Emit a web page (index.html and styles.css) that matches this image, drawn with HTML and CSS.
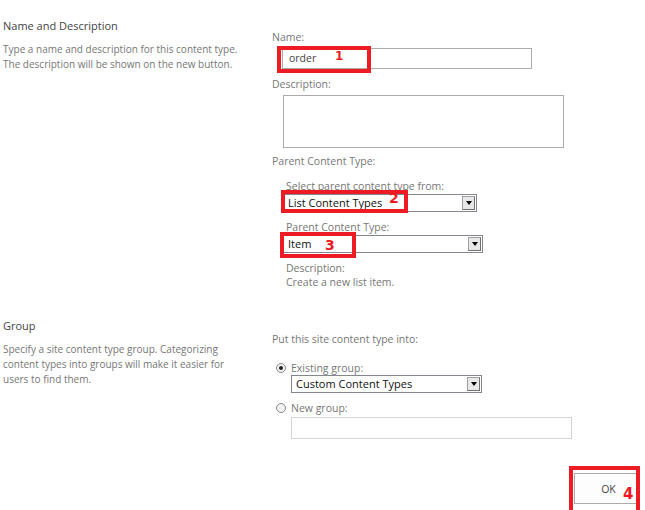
FILE: index.html
```html
<!DOCTYPE html>
<html>
<head>
<meta charset="utf-8">
<link rel="stylesheet" href="styles.css">
</head>
<body>
<div class="page">
  <section class="sec sec-name">
    <div class="info">
      <h3 class="title">Name and Description</h3>
      <p class="help">Type a name and description for this content type.<br>The description will be shown on the new button.</p>
    </div>
    <div class="fields">
      <div class="label">Name:</div>
      <div class="mark-wrap name-wrap">
        <div class="textbox name-box">order</div>
        <div class="mark mark1"><span class="num n1">1</span></div>
      </div>
      <div class="label desc-label">Description:</div>
      <div class="textarea"></div>
      <div class="label pct-label">Parent Content Type:</div>
      <div class="sub">
        <div class="label sub-label">Select parent content type from:</div>
        <div class="mark-wrap">
          <div class="select sel1"><span class="sel-text">List Content Types</span><span class="arrow"><i></i></span></div>
          <div class="mark mark2"><span class="num n2">2</span></div>
        </div>
        <div class="label sub-label2">Parent Content Type:</div>
        <div class="mark-wrap">
          <div class="select sel2"><span class="sel-text">Item</span><span class="arrow"><i></i></span></div>
          <div class="mark mark3"><span class="num n3">3</span></div>
        </div>
        <div class="label pd-label">Description:</div>
        <div class="label pd-text">Create a new list item.</div>
      </div>
    </div>
  </section>
  <section class="sec sec-group">
    <div class="info">
      <h3 class="title">Group</h3>
      <p class="help">Specify a site content type group. Categorizing content types into groups will make it easier for users to find them.</p>
    </div>
    <div class="fields">
      <div class="label put-label">Put this site content type into:</div>
      <div class="radio-row r1"><span class="radio checked"></span><span class="label">Existing group:</span></div>
      <div class="select sel3"><span class="sel-text">Custom Content Types</span><span class="arrow"><i></i></span></div>
      <div class="radio-row r2"><span class="radio"></span><span class="label">New group:</span></div>
      <div class="textbox group-box"></div>
    </div>
  </section>
  <div class="actions">
    <div class="mark-wrap ok-wrap">
      <button class="ok">OK</button>
      <div class="mark mark4"><span class="num n4">4</span></div>
    </div>
  </div>
</div>
</body>
</html>
```
FILE: styles.css
```css
* { box-sizing: border-box; }
html, body { margin: 0; padding: 0; background: #fff; }
body {
  width: 645px;
  height: 510px;
  overflow: hidden;
  font-family: "Open Sans", "Noto Sans", sans-serif;
  font-size: 10px;
  color: #777;
}
.page { position: relative; }
.sec {
  display: grid;
  grid-template-columns: 272px 1fr;
}
.sec-name { padding-top: 18px; height: 318px; }
.sec-group { padding-top: 0; }
.info { padding-left: 3px; }
.title {
  margin: 0;
  font-weight: normal;
  font-size: 11px;
  line-height: 16px;
  color: #444;
}
.help {
  margin: 8px 0 0;
  font-size: 10px;
  line-height: 15px;
  color: #777;
  width: 240px;
}
.fields { padding-top: 12px; }
.label {
  font-size: 10.5px;
  line-height: 14px;
  color: #777;
}
.mark-wrap { position: relative; }
.textbox {
  border: 1px solid #ababab;
  height: 21px;
  background: #fff;
  font-size: 10.5px;
  color: #444;
  line-height: 19px;
}
.name-box {
  margin-left: 10px;
  width: 250px;
  margin-top: 4px;
  padding-left: 6px;
  display: flex;
  align-items: center;
}
.desc-label { margin-top: 8px; }
.textarea {
  margin-left: 11px;
  margin-top: 4px;
  width: 281px;
  height: 53px;
  border: 1px solid #ababab;
}
.pct-label { margin-top: 6px; }
.sub { padding-left: 14px; }
.sub-label { margin-top: 11px; }
.select {
  display: flex;
  align-items: stretch;
  border: 1px solid #828790;
  height: 18px;
  background: #fff;
  color: #111;
  font-size: 11px;
}
.sel-text { flex: 1; padding-left: 4px; line-height: 16px; }
.arrow {
  width: 13px;
  margin: 1px;
  background: #e8e8e8;
  border: 1px solid #a0a0a0;
  border-right-color: #707070;
  border-bottom-color: #707070;
  display: flex;
  align-items: center;
  justify-content: center;
}
.arrow i {
  display: block;
  width: 0; height: 0;
  border-left: 3px solid transparent;
  border-right: 3px solid transparent;
  border-top: 4px solid #000;
}
.sel1 { width: 194px; margin-top: 1px; margin-left: -3px; }
.sub-label2 { margin-top: 8px; }
.sel2 { width: 200px; margin-top: 1px; margin-left: -3px; }
.pd-label { margin-top: 8px; }
.pd-text { margin-top: 0; }

.mark {
  position: absolute;
  border: 4px solid #ed1c24;
}
.num {
  position: absolute;
  color: #ed1c24;
  font-family: "DejaVu Sans", sans-serif;
  font-weight: bold;
  font-size: 14px;
  line-height: 14px;
}
.mark1 { left: 5px; top: -2px; width: 94px; height: 27px; }
.n1 { left: 54px; top: -1px; font-size: 12px; }
.mark2 { left: -5px; top: -4px; width: 127px; height: 23px; }
.n2 { left: 104px; top: -3px; }
.mark3 { left: -6px; top: -3px; width: 76px; height: 26px; }
.n3 { left: 41px; top: 2px; }

.put-label { margin-top: 2px; }
.radio-row { display: flex; align-items: center; margin-left: 4px; }
.radio {
  width: 10px; height: 10px;
  border-radius: 50%;
  border: 1px solid #8a8a8a;
  background: #f2f2f2;
  margin-right: 5px;
  position: relative;
}
.radio.checked::after {
  content: "";
  position: absolute;
  left: 2px; top: 2px;
  width: 4px; height: 4px;
  border-radius: 50%;
  background: #222;
}
.r1 { margin-top: 15px; }
.sel3 { margin-left: 19px; width: 191px; margin-top: 0; }
.r2 { margin-top: 8px; }
.group-box { margin-left: 19px; width: 281px; height: 22px; border-color: #d5d5d5; margin-top: 2px; }

.actions {
  position: absolute;
  left: 0; right: 0; top: 466px;
  display: flex;
  justify-content: flex-end;
  padding-right: 5px;
}
.ok {
  width: 63px;
  height: 31px;
  margin-top: 7px;
  margin-right: 3px;
  padding-left: 6px;
  padding-right: 0;
  background: #fdfdfd;
  border: 1px solid #ababab;
  font-family: "Open Sans", sans-serif;
  font-size: 10.5px;
  color: #444;
}
.mark4 { left: -5px; top: 0; width: 71px; height: 48px; }
.n4 { left: 50px; top: 17px; font-size: 15px; }
```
◇ ◇ ◇ ◇
Task objective: Copy every line that contains the string "index".

Solution for this task:
Emit a web page (index.html and styles.css) that matches this image, drawn with HTML and CSS.
FILE: index.html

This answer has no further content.